-------- DATA --------

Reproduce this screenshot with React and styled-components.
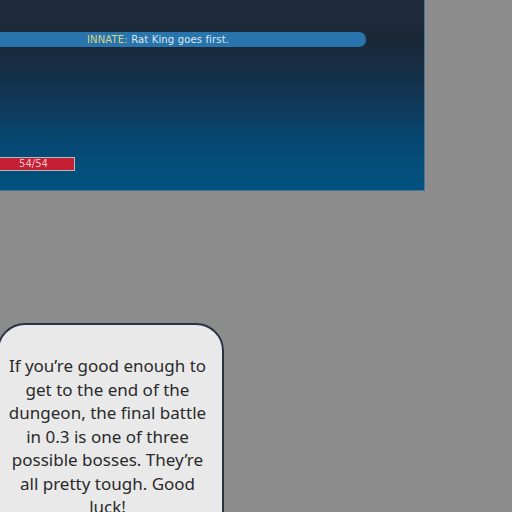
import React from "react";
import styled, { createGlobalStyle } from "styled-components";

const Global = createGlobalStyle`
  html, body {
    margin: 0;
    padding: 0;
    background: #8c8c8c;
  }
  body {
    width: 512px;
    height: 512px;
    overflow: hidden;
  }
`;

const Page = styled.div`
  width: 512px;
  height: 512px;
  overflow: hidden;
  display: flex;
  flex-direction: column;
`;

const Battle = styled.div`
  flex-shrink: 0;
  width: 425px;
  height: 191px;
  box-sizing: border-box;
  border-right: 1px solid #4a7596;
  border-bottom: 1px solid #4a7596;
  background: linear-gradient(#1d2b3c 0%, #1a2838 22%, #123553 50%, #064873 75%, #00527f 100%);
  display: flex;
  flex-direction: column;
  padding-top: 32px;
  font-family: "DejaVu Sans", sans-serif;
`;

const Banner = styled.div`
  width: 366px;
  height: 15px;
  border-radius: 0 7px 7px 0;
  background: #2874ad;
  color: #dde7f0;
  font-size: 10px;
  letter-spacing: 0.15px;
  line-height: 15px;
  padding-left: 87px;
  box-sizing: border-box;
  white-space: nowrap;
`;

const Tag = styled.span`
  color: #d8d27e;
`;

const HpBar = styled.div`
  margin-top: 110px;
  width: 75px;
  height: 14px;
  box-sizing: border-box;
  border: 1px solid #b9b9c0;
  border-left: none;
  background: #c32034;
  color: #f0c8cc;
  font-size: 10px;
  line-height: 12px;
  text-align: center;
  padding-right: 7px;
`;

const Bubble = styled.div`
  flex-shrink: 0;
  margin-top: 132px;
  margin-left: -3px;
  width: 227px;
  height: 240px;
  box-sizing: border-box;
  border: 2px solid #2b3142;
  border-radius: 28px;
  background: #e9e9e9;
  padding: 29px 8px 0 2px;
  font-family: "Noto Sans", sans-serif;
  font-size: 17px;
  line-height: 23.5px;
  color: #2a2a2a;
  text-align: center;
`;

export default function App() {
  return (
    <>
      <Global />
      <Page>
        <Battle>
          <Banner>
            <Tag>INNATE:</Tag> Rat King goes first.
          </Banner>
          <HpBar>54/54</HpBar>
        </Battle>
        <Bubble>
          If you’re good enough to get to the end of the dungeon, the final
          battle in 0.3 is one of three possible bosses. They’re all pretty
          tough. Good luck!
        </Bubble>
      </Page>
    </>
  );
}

--------

[TASK GOAL] Using the material above, set down every line exactly, but skip the pictures.

[ANSWER FOR THIS EXERCISE]
Reproduce this screenshot with React and styled-components.
import React from "react";
import styled, { createGlobalStyle } from "styled-components";

const Global = createGlobalStyle`
  html, body {
    margin: 0;
    padding: 0;
    background: #8c8c8c;
  }
  body {
    width: 512px;
    height: 512px;
    overflow: hidden;
  }
`;

const Page = styled.div`
  width: 512px;
  height: 512px;
  overflow: hidden;
  display: flex;
  flex-direction: column;
`;

const Battle = styled.div`
  flex-shrink: 0;
  width: 425px;
  height: 191px;
  box-sizing: border-box;
  border-right: 1px solid #4a7596;
  border-bottom: 1px solid #4a7596;
  background: linear-gradient(#1d2b3c 0%, #1a2838 22%, #123553 50%, #064873 75%, #00527f 100%);
  display: flex;
  flex-direction: column;
  padding-top: 32px;
  font-family: "DejaVu Sans", sans-serif;
`;

const Banner = styled.div`
  width: 366px;
  height: 15px;
  border-radius: 0 7px 7px 0;
  background: #2874ad;
  color: #dde7f0;
  font-size: 10px;
  letter-spacing: 0.15px;
  line-height: 15px;
  padding-left: 87px;
  box-sizing: border-box;
  white-space: nowrap;
`;

const Tag = styled.span`
  color: #d8d27e;
`;

const HpBar = styled.div`
  margin-top: 110px;
  width: 75px;
  height: 14px;
  box-sizing: border-box;
  border: 1px solid #b9b9c0;
  border-left: none;
  background: #c32034;
  color: #f0c8cc;
  font-size: 10px;
  line-height: 12px;
  text-align: center;
  padding-right: 7px;
`;

const Bubble = styled.div`
  flex-shrink: 0;
  margin-top: 132px;
  margin-left: -3px;
  width: 227px;
  height: 240px;
  box-sizing: border-box;
  border: 2px solid #2b3142;
  border-radius: 28px;
  background: #e9e9e9;
  padding: 29px 8px 0 2px;
  font-family: "Noto Sans", sans-serif;
  font-size: 17px;
  line-height: 23.5px;
  color: #2a2a2a;
  text-align: center;
`;

export default function App() {
  return (
    <>
      <Global />
      <Page>
        <Battle>
          <Banner>
            <Tag>INNATE:</Tag> Rat King goes first.
          </Banner>
          <HpBar>54/54</HpBar>
        </Battle>
        <Bubble>
          If you’re good enough to get to the end of the dungeon, the final
          battle in 0.3 is one of three possible bosses. They’re all pretty
          tough. Good luck!
        </Bubble>
      </Page>
    </>
  );
}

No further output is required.